(Hosekei Hisamatsu Shin'ichi, 1889–1980)
Der Begriff 'karma' kommt nun ins Spiel, wenn das Setzen einer einzelnen Ursache oder Bedingung auf einen Willensimpuls zurückgeht, somit eine karmische Frucht (phala) erzeugt wird. Anders gesagt - es handelt sich um das Ins-Sein-Treten von samskara ('Willensprojektionen'), dem 2. nidana/Faktor von pratityasamutpada ('wechselseitig bedingtem Entstehen') durch Handlungen mit Körper, Sprache und Geist. Häufig wird nun (auch in buddhistischen Schriften) nicht unterschieden zwischen karma, dem 'motivierten Handeln', und der daraus entstehenden Veränderung (durch Setzen einer neuen Ursache oder Bedingung) der Situation, also der Frucht (phala) des Handelns.

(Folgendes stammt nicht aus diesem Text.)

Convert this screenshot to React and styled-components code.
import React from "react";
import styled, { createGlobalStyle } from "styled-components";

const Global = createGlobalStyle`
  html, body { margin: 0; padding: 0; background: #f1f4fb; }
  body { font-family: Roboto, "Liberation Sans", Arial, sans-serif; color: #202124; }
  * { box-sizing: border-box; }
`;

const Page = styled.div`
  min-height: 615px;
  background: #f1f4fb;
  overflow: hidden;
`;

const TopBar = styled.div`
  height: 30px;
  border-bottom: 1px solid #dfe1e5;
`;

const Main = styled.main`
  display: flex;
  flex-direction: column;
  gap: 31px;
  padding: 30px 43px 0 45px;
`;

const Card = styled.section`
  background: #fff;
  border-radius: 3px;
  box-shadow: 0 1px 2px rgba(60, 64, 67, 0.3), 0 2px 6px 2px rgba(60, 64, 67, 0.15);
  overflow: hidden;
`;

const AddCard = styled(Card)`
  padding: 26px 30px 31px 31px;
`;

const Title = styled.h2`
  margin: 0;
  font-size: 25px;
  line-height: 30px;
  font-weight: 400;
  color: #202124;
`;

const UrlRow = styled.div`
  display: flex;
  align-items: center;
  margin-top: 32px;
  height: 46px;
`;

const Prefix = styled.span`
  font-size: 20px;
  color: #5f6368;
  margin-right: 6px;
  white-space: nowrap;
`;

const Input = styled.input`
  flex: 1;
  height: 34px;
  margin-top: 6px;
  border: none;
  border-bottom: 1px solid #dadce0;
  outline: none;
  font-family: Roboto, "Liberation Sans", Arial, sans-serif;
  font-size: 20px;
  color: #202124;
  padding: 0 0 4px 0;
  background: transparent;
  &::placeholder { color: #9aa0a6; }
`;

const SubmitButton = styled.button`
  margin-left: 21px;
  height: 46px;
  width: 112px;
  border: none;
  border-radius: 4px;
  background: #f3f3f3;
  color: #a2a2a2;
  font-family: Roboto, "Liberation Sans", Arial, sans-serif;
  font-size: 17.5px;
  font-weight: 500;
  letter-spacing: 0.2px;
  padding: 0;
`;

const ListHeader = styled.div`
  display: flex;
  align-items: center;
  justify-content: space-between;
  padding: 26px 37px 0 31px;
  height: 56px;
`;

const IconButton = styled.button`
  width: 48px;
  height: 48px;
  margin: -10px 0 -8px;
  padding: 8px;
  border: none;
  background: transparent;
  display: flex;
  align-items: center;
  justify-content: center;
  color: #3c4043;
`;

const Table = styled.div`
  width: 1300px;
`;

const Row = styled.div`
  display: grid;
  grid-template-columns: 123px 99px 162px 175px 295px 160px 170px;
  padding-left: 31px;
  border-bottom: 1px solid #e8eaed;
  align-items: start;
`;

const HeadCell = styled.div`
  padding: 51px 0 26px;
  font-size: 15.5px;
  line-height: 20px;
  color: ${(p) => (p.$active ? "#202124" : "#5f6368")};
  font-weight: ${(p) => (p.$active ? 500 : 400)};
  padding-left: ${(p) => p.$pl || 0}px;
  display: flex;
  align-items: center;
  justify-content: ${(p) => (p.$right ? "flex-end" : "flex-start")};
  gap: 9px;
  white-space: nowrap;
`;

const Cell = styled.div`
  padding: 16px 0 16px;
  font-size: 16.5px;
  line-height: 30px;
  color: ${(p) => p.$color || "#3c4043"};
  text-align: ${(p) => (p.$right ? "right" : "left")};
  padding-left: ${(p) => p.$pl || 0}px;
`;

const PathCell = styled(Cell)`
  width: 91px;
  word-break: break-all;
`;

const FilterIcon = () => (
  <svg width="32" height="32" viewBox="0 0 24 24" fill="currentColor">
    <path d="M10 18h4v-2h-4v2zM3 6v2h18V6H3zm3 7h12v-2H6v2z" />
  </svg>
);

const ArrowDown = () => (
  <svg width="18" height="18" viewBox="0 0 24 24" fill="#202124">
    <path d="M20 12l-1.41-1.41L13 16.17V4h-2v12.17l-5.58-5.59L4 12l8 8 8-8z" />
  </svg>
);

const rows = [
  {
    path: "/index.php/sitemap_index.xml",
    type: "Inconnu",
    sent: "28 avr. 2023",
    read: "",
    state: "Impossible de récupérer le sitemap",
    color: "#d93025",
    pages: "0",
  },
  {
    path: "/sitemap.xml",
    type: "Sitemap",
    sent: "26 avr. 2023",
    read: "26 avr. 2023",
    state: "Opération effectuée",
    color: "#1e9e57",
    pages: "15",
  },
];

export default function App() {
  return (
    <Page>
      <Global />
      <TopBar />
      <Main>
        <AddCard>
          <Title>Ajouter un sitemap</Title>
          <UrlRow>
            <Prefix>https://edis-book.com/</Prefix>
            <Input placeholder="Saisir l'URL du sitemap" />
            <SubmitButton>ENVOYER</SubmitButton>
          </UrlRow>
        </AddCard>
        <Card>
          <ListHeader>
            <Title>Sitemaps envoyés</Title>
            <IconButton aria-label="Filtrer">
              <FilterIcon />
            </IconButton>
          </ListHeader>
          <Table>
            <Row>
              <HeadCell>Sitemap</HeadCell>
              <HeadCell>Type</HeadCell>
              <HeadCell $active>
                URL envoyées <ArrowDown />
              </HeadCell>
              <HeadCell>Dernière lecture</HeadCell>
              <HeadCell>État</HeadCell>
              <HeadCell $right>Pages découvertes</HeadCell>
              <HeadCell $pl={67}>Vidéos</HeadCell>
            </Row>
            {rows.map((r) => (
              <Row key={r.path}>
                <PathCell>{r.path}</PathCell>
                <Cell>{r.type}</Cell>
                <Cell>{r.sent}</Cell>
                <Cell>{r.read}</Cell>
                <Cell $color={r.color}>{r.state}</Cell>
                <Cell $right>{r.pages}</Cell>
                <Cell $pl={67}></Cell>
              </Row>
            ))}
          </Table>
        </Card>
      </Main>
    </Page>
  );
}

Dies macht in gewisser Hinsicht durchaus Sinn - weil Ursache und Wirkung eigentlich nicht voneinander getrennt sind. Wir nehmen Kausalität 'gerichtet' wahr, also wie ein Vektor in eine Richtung verlaufend. Diesen 'Richtungsvektor' nennen wir Zeit - Zeit ist aber (wie auch der Raum) nichts als ein Konstrukt. Zeit und Raum sind die Struktur der Realität, sie sind die Form der Leere - 'Leere' hier in buddhistischen Sinne als 'leer von inhärentem Sein' zu verstehen. Raum und Zeit als Form (rupa) gibt Empfindungen, Wahrnehmungen, dem analytischen und synthetischen Denken sowie den karmisch wirksamen Willensimpulsen Kohärenz - das Zusammenspiel dieser Faktoren (skandhas) ist es, das Realität als empirische Erfahrung erschafft.

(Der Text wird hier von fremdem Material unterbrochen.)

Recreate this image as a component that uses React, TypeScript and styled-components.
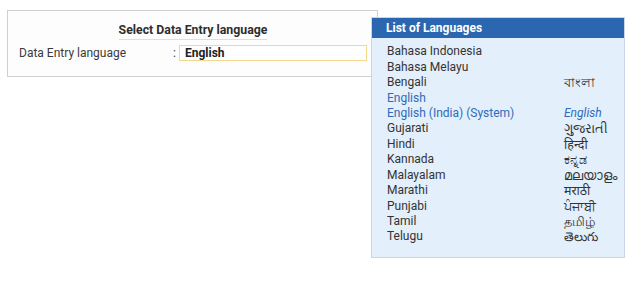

Wir spechen von 'Leere' (sunyata), weil dieser Realität wie auch ihren einzelnen, scheinbar durch Raum und Zeit voneinander geschiedenen Momenten (dharmas) kein inhärentes Sein zukommt. Inhärenz ist ein ontologischer Kernbegriff - in der abendländischen Philosophie steht 'Inhärenz' für das Verhältnis der Eigenschaften (Akzidenzien) zu einem postulierten Träger dieser Eigenschaften, der Substanz. Insbesondere ist es das Sein der Eigenschaften, das als 'inhärent', als 'ererbt' von einer Substanz bezeichnet wird. Kant z.B. bezeichnet die Eigenschaften oder Akzidenzien als 'das Reale in der Substanz', insofern als allein die Akzidenzien empirisch erfahrbar sind. Wird diesem 'Realen in der Substanz' nun ein besonderes Dasein beigelegt, so bezeichnet man dies nach Kant als Inhärenz; das Dasein der Substanz wiederum wird als Subsistenz ('Zu-Grunde-liegendes-Sein') bezeichnet.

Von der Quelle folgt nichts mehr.